Belum lagi yang terjadi di kalangan dosen. Sebagaimana dikatakan Mahfud MD, dunia akademik makin sering dinodai banyak kecurangan. Misalnya klaim secara sepihak karya tulis orang lain (shadow writer), dosen yang sampai hati menjiplak skripsi, tesis atau disertasi mahasiswa yang dibimbingnya dan sebagainya. Bahkan, banyak dosen yang melakukan penelitian atas pesanan pihak-pihak tertentu (Agus Wibowo:2008). Adanya sebagian dosen yang sekadar melakukan rutinitas perkuliahan dan kurang melakukan pengembangan spesialisasi keilmuannya bukanlah rahasia lagi. Dalam memeriksa tugas-tugas mahasiswa, tak ada jaminan seorang dosen akan memeriksa keseluruhan tugas mahasiswa dan melakukan penilaian obyektif.
Kondisi yang terkesan menyedihkan itu jelas kian bertambah dengan minimnya hasil karya tulis dari mahasiswa dan juga dosen, baik yang berupa artikel di media massa maupun karya ilmiah di jurnal ilmiah. Padahal, hal itu bermanfaat untuk berlatih memecahkan permasalahan-permasalahan, baik dalam kancah keilmuan maupun dalam kancah kehidupan sosial. Daya pikir mahasiswa dan dosen pun akan terasah sekaligus mempertajam pemikiran kritis. Dengan menghasilkan karya tulis akan berguna bagi upaya pengembangan ilmu pengetahuan (Totok Djuroto&Bambang Suprijadi:2003). Pertanyaan kemudian, benarkah dengan paparan fakta di atas menjatuhkan kesimpulan pada matinya intelektual kampus?

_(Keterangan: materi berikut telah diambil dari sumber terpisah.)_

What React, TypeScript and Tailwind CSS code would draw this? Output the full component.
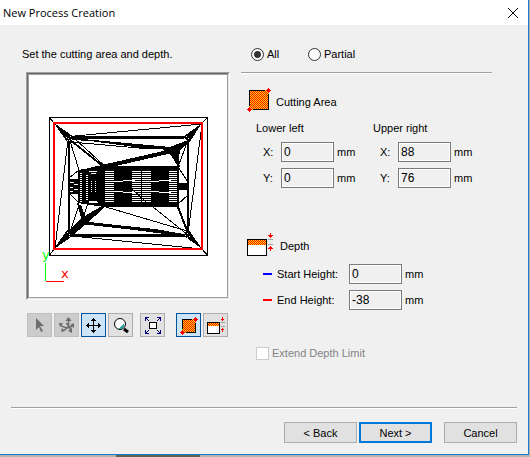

Meskipun terpapar fakta-fakta di atas, iklim intelektualitas di dunia perguruan tinggi tidak bisa dikatakan mati sama sekali. Ada dosen dan mahasiswa yang masih menyalakan tradisi intelektual yang sebenarnya bisa kita jumpai. Dosen tidak hanya cakap berkoar-koar di panggung seminar dengan materi itu-itu saja, tapi ada juga dosen yang mengabadikan pemikirannya lewat karya tulis. Di perguruan tinggi, dharma pendidikan, dharma penelitian, dan dharma pengabdian kepada masyarakat tidak sepenuhnya menghilang. Masih bisa kita jumpai konsistensi menegakkan tri dharma perguruan tinggi itu. Sebagaimana kehidupan, ada gelap dan ada terang. Di tengah fakta inteletualitas dunia perguruan tinggi yang seolah-olah gelap itu masih dijumpai cahaya terang.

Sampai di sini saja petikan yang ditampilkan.